## start

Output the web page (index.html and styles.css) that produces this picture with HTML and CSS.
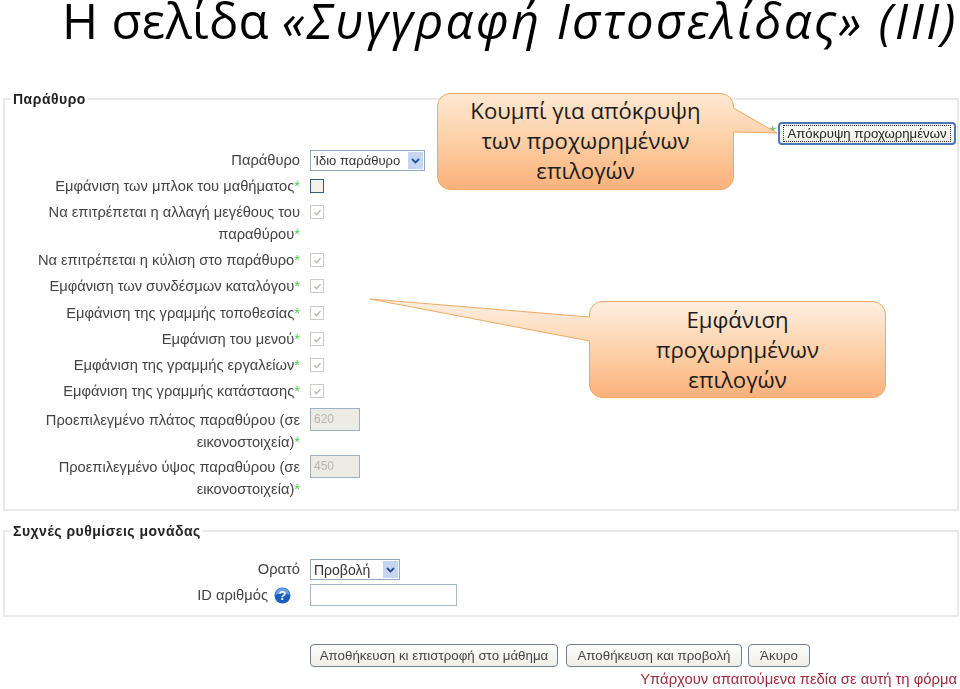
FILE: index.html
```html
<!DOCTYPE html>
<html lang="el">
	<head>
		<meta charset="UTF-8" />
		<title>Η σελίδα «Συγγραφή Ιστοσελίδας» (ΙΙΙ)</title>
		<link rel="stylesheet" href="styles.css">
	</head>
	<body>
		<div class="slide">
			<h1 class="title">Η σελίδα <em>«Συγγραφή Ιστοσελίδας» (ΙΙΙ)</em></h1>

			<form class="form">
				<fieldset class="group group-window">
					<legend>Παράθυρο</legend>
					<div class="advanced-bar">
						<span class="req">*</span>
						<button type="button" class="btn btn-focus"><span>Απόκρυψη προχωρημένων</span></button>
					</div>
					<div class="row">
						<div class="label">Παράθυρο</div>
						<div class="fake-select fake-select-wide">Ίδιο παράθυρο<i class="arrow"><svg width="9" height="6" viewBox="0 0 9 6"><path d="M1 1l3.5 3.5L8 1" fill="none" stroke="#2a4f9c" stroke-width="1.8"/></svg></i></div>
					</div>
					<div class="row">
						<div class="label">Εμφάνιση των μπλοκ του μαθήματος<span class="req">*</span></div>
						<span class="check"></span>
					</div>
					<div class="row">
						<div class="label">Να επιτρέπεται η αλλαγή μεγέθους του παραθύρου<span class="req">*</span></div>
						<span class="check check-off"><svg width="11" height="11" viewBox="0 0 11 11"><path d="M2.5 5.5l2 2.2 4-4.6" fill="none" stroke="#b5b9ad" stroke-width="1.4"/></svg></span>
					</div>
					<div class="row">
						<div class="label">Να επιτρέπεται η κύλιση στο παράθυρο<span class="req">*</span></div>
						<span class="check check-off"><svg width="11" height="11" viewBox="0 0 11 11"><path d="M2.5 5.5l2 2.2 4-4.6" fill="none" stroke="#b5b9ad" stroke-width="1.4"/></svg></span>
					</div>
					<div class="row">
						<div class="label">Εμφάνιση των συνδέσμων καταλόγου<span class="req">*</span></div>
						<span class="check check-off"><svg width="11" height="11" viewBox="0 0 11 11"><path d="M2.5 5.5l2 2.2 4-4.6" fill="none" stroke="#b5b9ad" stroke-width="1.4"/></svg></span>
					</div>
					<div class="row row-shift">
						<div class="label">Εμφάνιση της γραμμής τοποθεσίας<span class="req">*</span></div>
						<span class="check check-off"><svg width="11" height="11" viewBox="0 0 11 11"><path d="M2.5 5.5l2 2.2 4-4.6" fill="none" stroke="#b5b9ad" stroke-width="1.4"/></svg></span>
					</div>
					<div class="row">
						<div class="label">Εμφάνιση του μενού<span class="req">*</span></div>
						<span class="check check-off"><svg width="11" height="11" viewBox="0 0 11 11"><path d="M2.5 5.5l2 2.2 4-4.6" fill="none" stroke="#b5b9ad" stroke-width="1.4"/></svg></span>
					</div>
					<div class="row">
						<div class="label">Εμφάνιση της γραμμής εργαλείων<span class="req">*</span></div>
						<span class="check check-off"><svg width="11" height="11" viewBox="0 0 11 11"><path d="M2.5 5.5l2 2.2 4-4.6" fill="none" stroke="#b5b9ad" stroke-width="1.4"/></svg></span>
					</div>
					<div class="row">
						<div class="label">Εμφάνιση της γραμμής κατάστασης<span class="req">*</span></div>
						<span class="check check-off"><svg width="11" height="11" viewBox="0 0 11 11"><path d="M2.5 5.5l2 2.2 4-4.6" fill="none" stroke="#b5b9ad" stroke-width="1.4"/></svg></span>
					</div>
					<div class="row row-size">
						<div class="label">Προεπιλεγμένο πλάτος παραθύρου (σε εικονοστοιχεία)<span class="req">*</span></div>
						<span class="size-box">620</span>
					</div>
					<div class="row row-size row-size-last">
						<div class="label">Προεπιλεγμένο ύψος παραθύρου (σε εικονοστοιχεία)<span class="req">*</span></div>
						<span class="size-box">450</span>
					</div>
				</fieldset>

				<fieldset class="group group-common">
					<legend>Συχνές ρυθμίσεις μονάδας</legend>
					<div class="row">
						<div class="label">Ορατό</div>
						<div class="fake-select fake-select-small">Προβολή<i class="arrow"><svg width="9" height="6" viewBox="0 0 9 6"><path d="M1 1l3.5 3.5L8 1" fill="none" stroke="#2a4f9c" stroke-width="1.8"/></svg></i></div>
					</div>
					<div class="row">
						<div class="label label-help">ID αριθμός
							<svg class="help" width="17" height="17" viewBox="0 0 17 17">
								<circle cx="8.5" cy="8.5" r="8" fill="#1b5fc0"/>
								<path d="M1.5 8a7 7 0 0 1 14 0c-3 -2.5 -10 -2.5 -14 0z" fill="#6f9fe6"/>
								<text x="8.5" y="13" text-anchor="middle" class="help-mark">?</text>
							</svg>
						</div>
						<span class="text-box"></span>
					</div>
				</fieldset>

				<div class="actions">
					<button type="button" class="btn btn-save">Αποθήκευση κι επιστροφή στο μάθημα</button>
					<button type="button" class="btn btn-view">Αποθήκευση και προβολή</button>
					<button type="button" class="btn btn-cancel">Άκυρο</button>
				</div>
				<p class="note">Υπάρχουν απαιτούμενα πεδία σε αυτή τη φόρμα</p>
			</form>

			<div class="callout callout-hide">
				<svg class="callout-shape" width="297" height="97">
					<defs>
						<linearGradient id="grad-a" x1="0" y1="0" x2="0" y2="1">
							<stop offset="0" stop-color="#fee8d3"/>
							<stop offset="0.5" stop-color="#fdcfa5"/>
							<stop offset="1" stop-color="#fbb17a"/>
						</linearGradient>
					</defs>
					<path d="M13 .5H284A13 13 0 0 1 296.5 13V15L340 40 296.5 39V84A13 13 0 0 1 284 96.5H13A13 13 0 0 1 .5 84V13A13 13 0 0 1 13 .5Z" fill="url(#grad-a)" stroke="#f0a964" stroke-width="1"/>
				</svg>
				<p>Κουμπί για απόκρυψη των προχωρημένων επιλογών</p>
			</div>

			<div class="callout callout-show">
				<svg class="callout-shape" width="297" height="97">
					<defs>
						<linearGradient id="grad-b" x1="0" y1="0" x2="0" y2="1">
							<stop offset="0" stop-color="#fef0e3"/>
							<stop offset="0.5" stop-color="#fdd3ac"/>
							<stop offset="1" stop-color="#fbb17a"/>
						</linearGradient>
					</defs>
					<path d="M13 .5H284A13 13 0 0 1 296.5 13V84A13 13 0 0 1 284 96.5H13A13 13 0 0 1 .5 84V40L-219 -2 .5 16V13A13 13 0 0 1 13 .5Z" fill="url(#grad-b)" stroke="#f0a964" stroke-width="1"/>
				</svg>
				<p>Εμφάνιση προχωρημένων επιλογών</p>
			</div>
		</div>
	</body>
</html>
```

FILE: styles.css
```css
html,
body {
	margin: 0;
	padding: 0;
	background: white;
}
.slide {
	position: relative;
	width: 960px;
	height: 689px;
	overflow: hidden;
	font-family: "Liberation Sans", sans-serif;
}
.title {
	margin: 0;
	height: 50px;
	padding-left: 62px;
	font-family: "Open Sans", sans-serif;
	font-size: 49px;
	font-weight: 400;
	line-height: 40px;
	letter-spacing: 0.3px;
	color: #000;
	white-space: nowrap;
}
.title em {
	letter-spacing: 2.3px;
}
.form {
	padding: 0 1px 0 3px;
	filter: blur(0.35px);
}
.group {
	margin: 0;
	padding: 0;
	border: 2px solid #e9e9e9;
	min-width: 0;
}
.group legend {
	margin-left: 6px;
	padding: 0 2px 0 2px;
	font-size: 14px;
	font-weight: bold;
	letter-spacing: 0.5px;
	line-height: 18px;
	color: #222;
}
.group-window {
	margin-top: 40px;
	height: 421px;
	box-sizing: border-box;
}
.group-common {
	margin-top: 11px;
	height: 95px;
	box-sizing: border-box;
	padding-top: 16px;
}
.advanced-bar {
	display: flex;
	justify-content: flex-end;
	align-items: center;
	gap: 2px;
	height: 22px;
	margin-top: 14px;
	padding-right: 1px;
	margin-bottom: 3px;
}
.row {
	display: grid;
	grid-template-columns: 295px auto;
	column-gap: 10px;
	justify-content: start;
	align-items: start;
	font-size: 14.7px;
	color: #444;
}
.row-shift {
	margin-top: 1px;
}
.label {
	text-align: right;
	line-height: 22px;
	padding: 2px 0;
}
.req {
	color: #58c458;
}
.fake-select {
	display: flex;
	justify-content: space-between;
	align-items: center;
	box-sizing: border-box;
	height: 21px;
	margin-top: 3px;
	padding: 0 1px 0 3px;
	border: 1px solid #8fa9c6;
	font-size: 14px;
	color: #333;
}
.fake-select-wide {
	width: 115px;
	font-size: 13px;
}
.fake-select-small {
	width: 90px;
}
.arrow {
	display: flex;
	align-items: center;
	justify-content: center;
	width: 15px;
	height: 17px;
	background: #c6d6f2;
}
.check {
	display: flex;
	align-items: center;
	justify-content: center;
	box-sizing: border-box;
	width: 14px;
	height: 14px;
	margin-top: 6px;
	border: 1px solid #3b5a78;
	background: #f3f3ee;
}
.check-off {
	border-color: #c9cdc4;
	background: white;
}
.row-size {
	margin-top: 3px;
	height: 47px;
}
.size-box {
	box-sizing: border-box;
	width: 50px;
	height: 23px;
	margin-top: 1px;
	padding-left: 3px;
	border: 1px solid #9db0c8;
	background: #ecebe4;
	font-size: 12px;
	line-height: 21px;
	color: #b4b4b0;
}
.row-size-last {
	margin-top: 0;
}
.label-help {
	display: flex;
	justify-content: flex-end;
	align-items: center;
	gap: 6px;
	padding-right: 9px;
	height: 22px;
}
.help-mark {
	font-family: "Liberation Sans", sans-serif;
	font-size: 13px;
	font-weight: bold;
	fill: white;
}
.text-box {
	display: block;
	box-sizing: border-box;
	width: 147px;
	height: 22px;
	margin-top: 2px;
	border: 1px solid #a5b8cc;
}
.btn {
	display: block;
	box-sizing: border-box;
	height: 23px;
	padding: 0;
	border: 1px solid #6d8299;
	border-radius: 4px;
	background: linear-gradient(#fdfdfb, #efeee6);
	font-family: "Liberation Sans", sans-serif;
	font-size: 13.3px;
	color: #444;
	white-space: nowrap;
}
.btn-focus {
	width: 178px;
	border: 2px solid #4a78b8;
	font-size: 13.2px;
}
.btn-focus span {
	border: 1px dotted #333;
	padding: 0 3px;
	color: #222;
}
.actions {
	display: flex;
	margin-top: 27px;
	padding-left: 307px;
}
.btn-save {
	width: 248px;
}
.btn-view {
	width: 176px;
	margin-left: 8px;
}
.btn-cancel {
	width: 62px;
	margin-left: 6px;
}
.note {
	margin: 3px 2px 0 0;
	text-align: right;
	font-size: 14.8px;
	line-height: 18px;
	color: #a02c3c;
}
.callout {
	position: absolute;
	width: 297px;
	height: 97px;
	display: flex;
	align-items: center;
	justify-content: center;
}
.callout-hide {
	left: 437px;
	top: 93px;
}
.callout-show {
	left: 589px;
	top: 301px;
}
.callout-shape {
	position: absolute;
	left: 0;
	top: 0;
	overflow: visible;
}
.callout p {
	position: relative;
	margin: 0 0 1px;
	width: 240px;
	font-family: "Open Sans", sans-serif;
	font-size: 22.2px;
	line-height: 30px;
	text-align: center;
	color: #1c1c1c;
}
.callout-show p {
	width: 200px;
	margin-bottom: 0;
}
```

## end

= Exercise description =
Where does the word "styles" appear in the listing? List each line that holds it.

= Answer =
Output the web page (index.html and styles.css) that produces this picture with HTML and CSS.
		<link rel="stylesheet" href="styles.css">
FILE: styles.css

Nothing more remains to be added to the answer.